## What this task involves
What is the number of lines in these entries that include "with"? Write that number and no other text.

## Information shown
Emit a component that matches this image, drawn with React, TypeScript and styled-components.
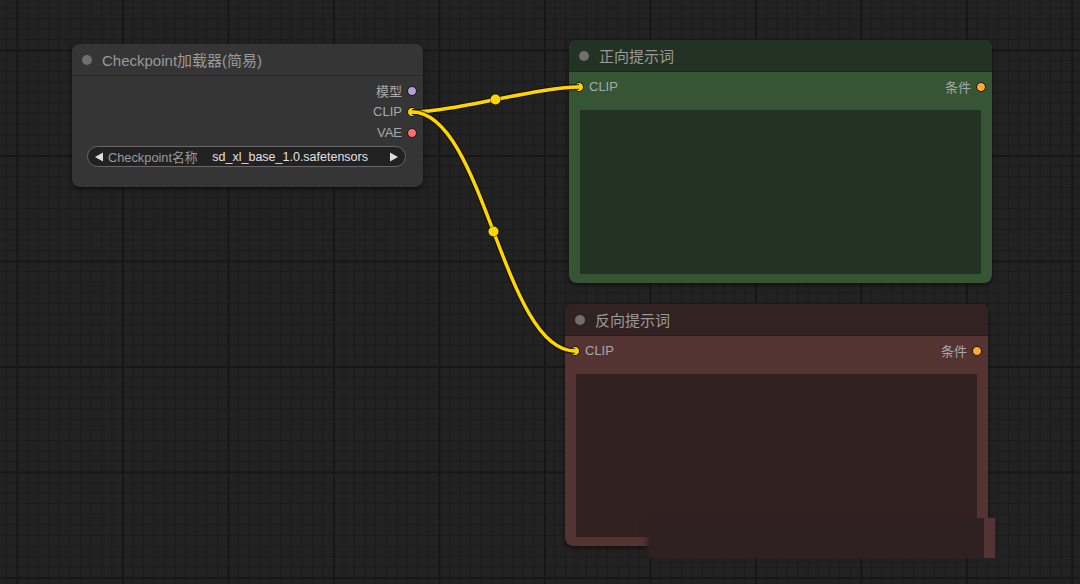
--
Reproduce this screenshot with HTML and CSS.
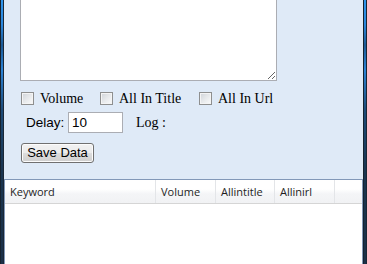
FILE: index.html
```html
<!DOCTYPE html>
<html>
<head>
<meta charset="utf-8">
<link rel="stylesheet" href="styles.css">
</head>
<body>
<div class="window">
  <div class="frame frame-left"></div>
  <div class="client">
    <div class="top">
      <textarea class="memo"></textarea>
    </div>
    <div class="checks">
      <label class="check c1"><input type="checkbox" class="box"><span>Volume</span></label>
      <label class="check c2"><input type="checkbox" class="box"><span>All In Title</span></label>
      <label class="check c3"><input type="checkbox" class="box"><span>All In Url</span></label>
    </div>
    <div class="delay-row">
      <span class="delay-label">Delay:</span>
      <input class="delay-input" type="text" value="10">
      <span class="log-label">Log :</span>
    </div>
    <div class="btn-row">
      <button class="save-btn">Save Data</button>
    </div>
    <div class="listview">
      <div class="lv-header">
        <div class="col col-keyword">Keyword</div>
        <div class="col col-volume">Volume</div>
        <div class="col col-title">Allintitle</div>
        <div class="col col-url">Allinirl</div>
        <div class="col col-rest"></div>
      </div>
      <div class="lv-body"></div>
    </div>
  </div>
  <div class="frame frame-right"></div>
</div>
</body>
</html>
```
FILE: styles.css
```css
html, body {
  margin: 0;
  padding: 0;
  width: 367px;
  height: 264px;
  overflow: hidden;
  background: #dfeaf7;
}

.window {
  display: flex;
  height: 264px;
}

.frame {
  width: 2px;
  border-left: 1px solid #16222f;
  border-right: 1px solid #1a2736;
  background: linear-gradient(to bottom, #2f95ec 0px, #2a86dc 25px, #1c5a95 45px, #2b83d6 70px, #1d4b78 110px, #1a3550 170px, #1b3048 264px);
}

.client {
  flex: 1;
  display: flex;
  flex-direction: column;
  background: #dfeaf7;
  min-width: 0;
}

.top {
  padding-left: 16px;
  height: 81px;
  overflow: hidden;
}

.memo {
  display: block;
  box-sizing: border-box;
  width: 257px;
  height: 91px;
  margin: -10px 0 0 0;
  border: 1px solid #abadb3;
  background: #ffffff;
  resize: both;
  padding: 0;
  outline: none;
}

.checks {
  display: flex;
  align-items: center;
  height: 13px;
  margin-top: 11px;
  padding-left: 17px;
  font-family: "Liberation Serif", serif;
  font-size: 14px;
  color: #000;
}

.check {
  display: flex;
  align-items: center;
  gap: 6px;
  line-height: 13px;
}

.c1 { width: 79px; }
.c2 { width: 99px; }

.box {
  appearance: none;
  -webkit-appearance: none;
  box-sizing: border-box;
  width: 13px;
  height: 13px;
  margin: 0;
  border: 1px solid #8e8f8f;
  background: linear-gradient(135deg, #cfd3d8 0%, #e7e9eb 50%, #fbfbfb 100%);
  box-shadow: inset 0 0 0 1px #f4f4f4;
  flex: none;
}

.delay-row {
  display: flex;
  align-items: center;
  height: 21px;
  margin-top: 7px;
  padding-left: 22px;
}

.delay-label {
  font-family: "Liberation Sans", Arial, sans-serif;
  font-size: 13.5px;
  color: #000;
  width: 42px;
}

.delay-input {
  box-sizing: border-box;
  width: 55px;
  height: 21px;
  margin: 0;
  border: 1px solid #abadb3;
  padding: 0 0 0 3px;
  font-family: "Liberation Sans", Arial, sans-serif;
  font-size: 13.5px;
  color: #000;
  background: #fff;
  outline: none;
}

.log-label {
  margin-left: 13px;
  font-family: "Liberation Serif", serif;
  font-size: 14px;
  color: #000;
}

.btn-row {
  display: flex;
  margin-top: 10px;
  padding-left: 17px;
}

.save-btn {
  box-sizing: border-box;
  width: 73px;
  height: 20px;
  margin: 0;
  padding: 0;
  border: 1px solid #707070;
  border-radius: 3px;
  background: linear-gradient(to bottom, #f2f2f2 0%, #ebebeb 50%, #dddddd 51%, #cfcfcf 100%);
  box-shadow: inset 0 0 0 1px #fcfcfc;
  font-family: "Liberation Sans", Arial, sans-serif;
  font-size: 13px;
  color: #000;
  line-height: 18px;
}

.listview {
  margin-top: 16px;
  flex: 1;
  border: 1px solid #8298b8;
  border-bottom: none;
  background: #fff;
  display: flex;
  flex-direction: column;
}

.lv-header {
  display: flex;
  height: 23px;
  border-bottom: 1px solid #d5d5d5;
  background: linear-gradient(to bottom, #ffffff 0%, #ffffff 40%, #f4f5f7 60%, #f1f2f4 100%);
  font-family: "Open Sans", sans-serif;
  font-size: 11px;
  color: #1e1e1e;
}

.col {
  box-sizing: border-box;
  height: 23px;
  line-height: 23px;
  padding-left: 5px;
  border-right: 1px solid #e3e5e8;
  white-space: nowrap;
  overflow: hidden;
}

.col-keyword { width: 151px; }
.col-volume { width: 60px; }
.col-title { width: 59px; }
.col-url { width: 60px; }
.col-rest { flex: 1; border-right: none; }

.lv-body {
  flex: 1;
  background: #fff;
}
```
...
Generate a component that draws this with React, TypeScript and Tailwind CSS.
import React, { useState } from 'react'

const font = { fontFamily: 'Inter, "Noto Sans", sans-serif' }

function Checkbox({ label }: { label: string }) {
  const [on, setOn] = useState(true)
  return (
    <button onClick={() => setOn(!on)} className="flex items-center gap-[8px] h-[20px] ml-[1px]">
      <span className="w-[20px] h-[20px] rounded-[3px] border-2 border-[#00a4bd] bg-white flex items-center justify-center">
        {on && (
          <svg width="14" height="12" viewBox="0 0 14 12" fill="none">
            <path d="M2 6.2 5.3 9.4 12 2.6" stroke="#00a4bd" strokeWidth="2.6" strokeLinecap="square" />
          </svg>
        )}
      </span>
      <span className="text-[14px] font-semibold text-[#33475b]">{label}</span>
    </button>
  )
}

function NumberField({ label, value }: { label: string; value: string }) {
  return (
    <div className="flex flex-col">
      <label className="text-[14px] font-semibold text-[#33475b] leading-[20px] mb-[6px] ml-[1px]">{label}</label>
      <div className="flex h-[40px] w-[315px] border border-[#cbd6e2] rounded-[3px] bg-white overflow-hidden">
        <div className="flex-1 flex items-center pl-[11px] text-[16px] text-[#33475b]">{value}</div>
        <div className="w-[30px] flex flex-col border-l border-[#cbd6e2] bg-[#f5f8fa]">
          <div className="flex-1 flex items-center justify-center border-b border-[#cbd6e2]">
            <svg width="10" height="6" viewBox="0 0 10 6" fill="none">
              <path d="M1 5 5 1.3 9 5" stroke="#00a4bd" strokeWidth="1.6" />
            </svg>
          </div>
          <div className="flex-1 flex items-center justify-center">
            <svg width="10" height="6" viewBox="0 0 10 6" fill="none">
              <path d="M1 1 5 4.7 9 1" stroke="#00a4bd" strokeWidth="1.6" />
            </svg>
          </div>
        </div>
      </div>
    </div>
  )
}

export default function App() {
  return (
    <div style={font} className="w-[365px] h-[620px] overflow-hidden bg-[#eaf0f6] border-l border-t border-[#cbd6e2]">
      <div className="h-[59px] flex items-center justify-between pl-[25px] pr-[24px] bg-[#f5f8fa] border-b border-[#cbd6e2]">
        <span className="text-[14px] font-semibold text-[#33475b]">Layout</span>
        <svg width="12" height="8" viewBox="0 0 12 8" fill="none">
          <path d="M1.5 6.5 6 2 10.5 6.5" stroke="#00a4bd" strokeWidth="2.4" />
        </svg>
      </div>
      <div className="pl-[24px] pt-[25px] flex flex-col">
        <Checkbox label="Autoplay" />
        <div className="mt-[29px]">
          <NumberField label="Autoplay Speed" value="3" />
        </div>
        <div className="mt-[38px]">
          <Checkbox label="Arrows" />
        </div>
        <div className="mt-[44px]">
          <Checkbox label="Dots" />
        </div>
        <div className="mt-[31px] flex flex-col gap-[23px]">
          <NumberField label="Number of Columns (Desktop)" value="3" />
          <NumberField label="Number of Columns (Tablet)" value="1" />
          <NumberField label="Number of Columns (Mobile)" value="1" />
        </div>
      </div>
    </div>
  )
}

## The output
3